FMC- Not Fit and Proper as a Commodity Forward Markets

The Forward Markets Commission (FMC) by its Order dated December 17, 2013, FMC declare, amid others, that the Financial Technologies (India) Limited (FTIL) was “not fit and proper” to hold more than 2% shares of the Multi Commodity Exchange of India Limited (MCX), a company promoted by FTIL.


The Order was alleged to have been issued by FMC, in the public interest and in the interest of commodity derivative market. Earlier, in its show cause notice (SCN) served on October 5, 2013, FMC had argued that FTIL, which was the anchor shareholder in MCX, and had also 99.99% stake in the National Spot Exchange Limited (NSEL), FTIL and some of the Directors of  NSEL were jointly as well as severally responsible for the defaults at NSEL, following the abrupt closure of the exchange by the Central government, at the behest of  FMC.

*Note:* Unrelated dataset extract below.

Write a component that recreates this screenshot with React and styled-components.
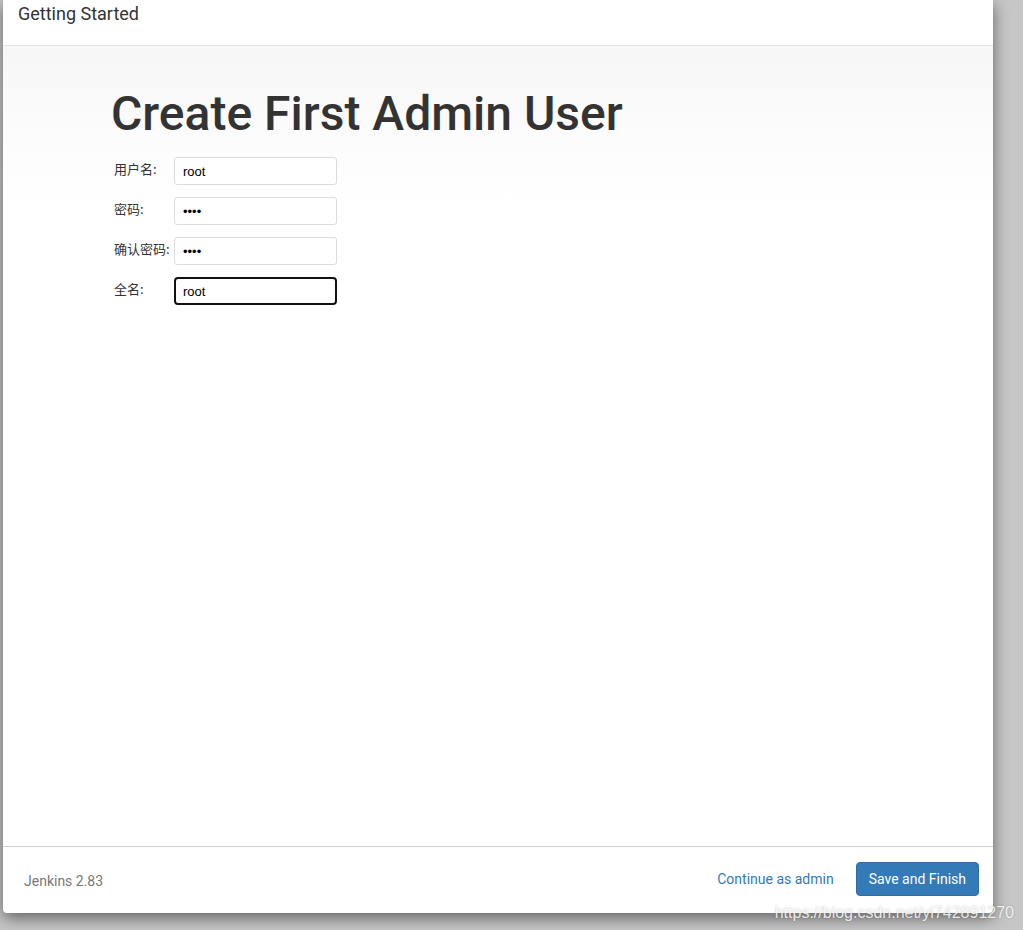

In its reply to FMC’s SCN, FTIL had legitimately argued that the  facts/ allegations in SCN relate to NSEL, which is a distinct and separate legal entity, and not against FTIL. In its Order, FMC had also not disputed that subsidiary and holding companies are separate legal entities. Nevertheless, contrary to this recognized statutory position, FMC concluded that NSEL, just by virtue of  being a separate legal entity, was not independent from the control of FTIL, without adducing any legal provision to support its conclusion, which is also otherwise unfounded in terms of actual facts and logic.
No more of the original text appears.